You will get a form with a text box so you can enter your name and a submit button to send the information to the http://foo.bar/process.form/ URL.

There, the web server will receive the name you have typed in the form and it can do whatever it wants with it- it can store a list of all the people who have sent their names, reply to the request with an HTML document saying “greetings, {your name here}”, etc.

3.2. AJAX and XMLHttpRequest

Forms are a very basic, but quite powerful means of interaction with web pages; many useful things can be built with using them. However, around the year 2000, web developers experimented with Javascript to create more sophisticated ways to interact with the user. This culminated in the creation and standardization of the XMLHttpRequest Javascript object, which allows Javascript code to make HTTP requests not tied to a link or a form.
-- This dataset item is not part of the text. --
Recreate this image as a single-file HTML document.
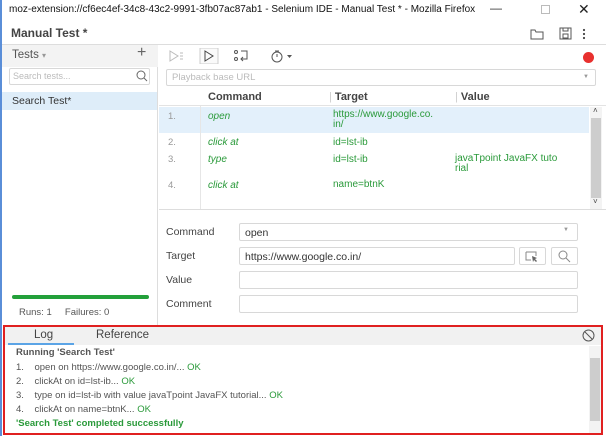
<!DOCTYPE html>
<html><head><style>
*{margin:0;padding:0;box-sizing:border-box}
body{width:606px;height:436px;overflow:hidden;background:#fff;font-family:"Liberation Sans",Arial,sans-serif;font-size:10px;color:#333;position:relative}
.a{position:absolute}
.g{color:#2a9a3a}
.inp{position:absolute;border:1px solid #d8d8d8;border-radius:2px;background:#fff}
</style></head><body>
<div class="a" style="left:0;top:0;width:2px;height:436px;background:#5a8ed8"></div>
<div class="a" style="left:9px;top:4px;font-size:10px;color:#111">moz-extension://cf6ec4ef-34c8-43c2-9991-3fb07ac87ab1 - Selenium IDE - Manual Test * - Mozilla Firefox</div>
<div class="a" style="left:490px;top:1px;font-size:12px;color:#333">—</div>
<div class="a" style="left:541px;top:5px;width:9px;height:9px;border:1px solid #bbb"></div>
<div class="a" style="left:578px;top:1px;font-size:14px;color:#222">✕</div>
<div class="a" style="left:2px;top:21px;width:604px;height:24px;border-bottom:1px solid #ddd"></div>
<div class="a" style="left:11px;top:26px;font-size:12px;font-weight:bold;color:#444">Manual Test *</div>
<svg class="a" style="left:530px;top:27px" width="60" height="14"><path d="M1 3h4l1 2h7v7H1z" fill="none" stroke="#555"/><rect x="30" y="1" width="11" height="11" fill="none" stroke="#555"/><rect x="33" y="1" width="5" height="3" fill="none" stroke="#555"/><rect x="33" y="7" width="5" height="4" fill="none" stroke="#555"/><circle cx="54" cy="3" r="1.1" fill="#444"/><circle cx="54" cy="7" r="1.1" fill="#444"/><circle cx="54" cy="11" r="1.1" fill="#444"/></svg>
<div class="a" style="left:2px;top:45px;width:156px;height:280px;border-right:1px solid #ddd"></div>
<div class="a" style="left:2px;top:45px;width:156px;height:22px;background:#f3f3f3"></div>
<div class="a" style="left:12px;top:49px;font-size:11.5px;color:#555">Tests <span style="font-size:8px;color:#999">▾</span></div>
<div class="a" style="left:137px;top:44px;font-size:16px;color:#666">+</div>
<div class="inp" style="left:9px;top:68px;width:141px;height:17px"></div>
<div class="a" style="left:13px;top:71px;font-size:9px;color:#bbb">Search tests...</div>
<svg class="a" style="left:136px;top:70px" width="12" height="12"><circle cx="5" cy="5" r="4" fill="none" stroke="#666"/><path d="M8 8l3 3" stroke="#666"/></svg>
<div class="a" style="left:2px;top:92px;width:155px;height:18px;background:#deedf9"></div>
<div class="a" style="left:12px;top:95px;font-size:10.5px;color:#333">Search Test*</div>
<div class="a" style="left:12px;top:295px;width:137px;height:4px;border-radius:2px;background:#23a03a"></div>
<div class="a" style="left:19px;top:307px;font-size:9.5px;color:#555">Runs: 1 &nbsp;&nbsp;&nbsp;&nbsp;Failures: 0</div>
<svg class="a" style="left:165px;top:48px;" width="140" height="16"><path d="M5 3l8 5-8 5z" fill="none" stroke="#bbb"/><path d="M15 5h3M15 8h3M15 11h3" stroke="#bbb"/><rect x="35" y="0" width="18" height="16" fill="#fafafa" stroke="#ccc"/><path d="M40 3l8 5-8 5z" fill="none" stroke="#444"/><circle cx="71" cy="4" r="1.5" fill="none" stroke="#555"/><circle cx="71" cy="11" r="1.5" fill="none" stroke="#555"/><path d="M76 3h6v8h-6M78 9l-2 2 2 2" fill="none" stroke="#555"/><circle cx="112" cy="9" r="5" fill="none" stroke="#555"/><path d="M110 3h4M112 9V6" stroke="#555"/><path d="M122 7h5l-2.5 3z" fill="#555"/></svg>
<div class="a" style="left:583px;top:52px;width:11px;height:11px;border-radius:50%;background:#e8302e"></div>
<div class="inp" style="left:166px;top:69px;width:430px;height:17px"></div>
<div class="a" style="left:172px;top:72px;font-size:9.5px;color:#bbb">Playback base URL</div>
<div class="a" style="left:583px;top:74px;font-size:6px;color:#999">▼</div>
<div class="a" style="left:159px;top:90px;width:447px;height:16px;border-bottom:1px solid #e3e3e3"></div>
<div class="a" style="left:208px;top:91px;font-size:11px;font-weight:bold;color:#444">Command</div>
<div class="a" style="left:329px;top:91px;font-size:11px;font-weight:bold;color:#444"><span style="color:#ccc;font-weight:normal">|</span> Target</div>
<div class="a" style="left:455px;top:91px;font-size:11px;font-weight:bold;color:#444"><span style="color:#ccc;font-weight:normal">|</span> Value</div>
<div class="a" style="left:159px;top:107px;width:430px;height:26px;background:#e3f0fb"></div>
<div class="a" style="left:200px;top:106px;width:1px;height:104px;background:#e6e6e6"></div>
<div class="a" style="left:159px;top:209px;width:447px;height:1px;background:#ddd"></div>
<div class="a" style="left:590px;top:107px;width:12px;height:102px;background:#f3f3f3"></div>
<div class="a" style="left:591px;top:118px;width:10px;height:80px;background:#cdcdcd"></div>
<div class="a" style="left:593px;top:106px;font-size:8px;color:#444">˄</div>
<div class="a" style="left:593px;top:197px;font-size:8px;color:#444">˅</div>
<div class="a" style="left:168px;top:111px;color:#999;font-size:9.5px">1.</div>
<div class="a g" style="left:208px;top:111px;font-style:italic">open</div>
<div class="a g" style="left:333px;top:110px;line-height:10px">https://www.google.co.<br>in/</div>
<div class="a" style="left:168px;top:137px;color:#999;font-size:9.5px">2.</div>
<div class="a g" style="left:208px;top:137px;font-style:italic">click at</div>
<div class="a g" style="left:333px;top:137px">id=lst-ib</div>
<div class="a" style="left:168px;top:154px;color:#999;font-size:9.5px">3.</div>
<div class="a g" style="left:208px;top:154px;font-style:italic">type</div>
<div class="a g" style="left:333px;top:154px">id=lst-ib</div>
<div class="a g" style="left:455px;top:154px;line-height:10px">javaTpoint JavaFX tuto<br>rial</div>
<div class="a" style="left:168px;top:180px;color:#999;font-size:9.5px">4.</div>
<div class="a g" style="left:208px;top:180px;font-style:italic">click at</div>
<div class="a g" style="left:333px;top:179px">name=btnK</div>
<div class="a" style="left:166px;top:226px;font-size:10.5px;color:#444">Command</div>
<div class="inp" style="left:239px;top:223px;width:339px;height:18px"></div>
<div class="a" style="left:245px;top:227px;font-size:10.5px">open</div>
<div class="a" style="left:563px;top:227px;font-size:6px;color:#999">▼</div>
<div class="a" style="left:166px;top:250px;font-size:10.5px;color:#444">Target</div>
<div class="inp" style="left:239px;top:247px;width:276px;height:18px"></div>
<div class="a" style="left:245px;top:251px;font-size:10.5px">https://www.google.co.in/</div>
<div class="inp" style="left:519px;top:247px;width:27px;height:18px"></div>
<div class="inp" style="left:551px;top:247px;width:27px;height:18px"></div>
<svg class="a" style="left:525px;top:250px" width="60" height="13"><path d="M1 2h10v4M1 2v8h5" fill="none" stroke="#888"/><path d="M7 6l5 2-2 1 2 2-1 1-2-2-1 2z" fill="#666"/><circle cx="38" cy="5" r="4" fill="none" stroke="#888"/><path d="M41 8l4 4" stroke="#888"/></svg>
<div class="a" style="left:166px;top:274px;font-size:10.5px;color:#444">Value</div>
<div class="inp" style="left:239px;top:271px;width:339px;height:18px"></div>
<div class="a" style="left:166px;top:298px;font-size:10.5px;color:#444">Comment</div>
<div class="inp" style="left:239px;top:295px;width:339px;height:18px"></div>
<div class="a" style="left:3px;top:325px;width:600px;height:110px;border:2px solid #e02020"></div>
<div class="a" style="left:5px;top:327px;width:596px;height:18px;background:#f1f1f1"></div>
<div class="a" style="left:8px;top:343px;width:66px;height:2px;background:#5ba4e6"></div>
<div class="a" style="left:34px;top:329px;font-size:11.5px;color:#444">Log</div>
<div class="a" style="left:96px;top:329px;font-size:11.5px;color:#444">Reference</div>
<svg class="a" style="left:582px;top:329px" width="13" height="13"><circle cx="6.5" cy="6.5" r="5.5" fill="none" stroke="#555"/><path d="M3 3l7 7" stroke="#555"/></svg>
<div class="a" style="left:589px;top:346px;width:12px;height:87px;background:#f3f3f3"></div>
<div class="a" style="left:590px;top:358px;width:10px;height:63px;background:#cdcdcd"></div>
<div class="a" style="left:16px;top:347px;font-size:9.5px;font-weight:bold;color:#555">Running 'Search Test'</div>
<div class="a" style="left:16px;top:362px;font-size:9.5px;color:#555">1.&nbsp;&nbsp;&nbsp; open on https://www.google.co.in/... <span class="g">OK</span></div>
<div class="a" style="left:16px;top:376px;font-size:9.5px;color:#555">2.&nbsp;&nbsp;&nbsp; clickAt on id=lst-ib... <span class="g">OK</span></div>
<div class="a" style="left:16px;top:390px;font-size:9.5px;color:#555">3.&nbsp;&nbsp;&nbsp; type on id=lst-ib with value javaTpoint JavaFX tutorial... <span class="g">OK</span></div>
<div class="a" style="left:16px;top:404px;font-size:9.5px;color:#555">4.&nbsp;&nbsp;&nbsp; clickAt on name=btnK... <span class="g">OK</span></div>
<div class="a g" style="left:16px;top:418px;font-size:9.5px;font-weight:bold">'Search Test' completed successfully</div>
</body></html>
Using XMLHttpRequest we can do stuff such as:

  • When the user reaches the bottom of a page (containing, for instance, a list of articles), request more articles and append them to the end, creating the illusion of an infinite list of articles.
  • Link to content or submit forms without triggering a full-page refresh in the browser for faster and seamless interaction.
  • Update information in the page live without reloading and losing context.

and many other things. These techniques became known as AJAX (asynchronous Javascript and XML), although really neither XMLHttpRequest or AJAX usually involve XML nowadays.

3.3. Single-page apps

The next iteration after AJAX was completely abandoning the traditional links and forms loading new pages in the browser and just load a single page in the browser and perform all further interactions with the user via Javascript and XMLHttpRequest, with no further reloads, thus providing in theory a smoother user experience and more sophisticated forms of interactions.

The poster child of this movement was Google’s GMail web interface which brought a new era of sophisticated web applications, free from the limitations of the previous generation and allowing a richer experience, equalling that of native, traditional desktop applications, while having the advantages of the web.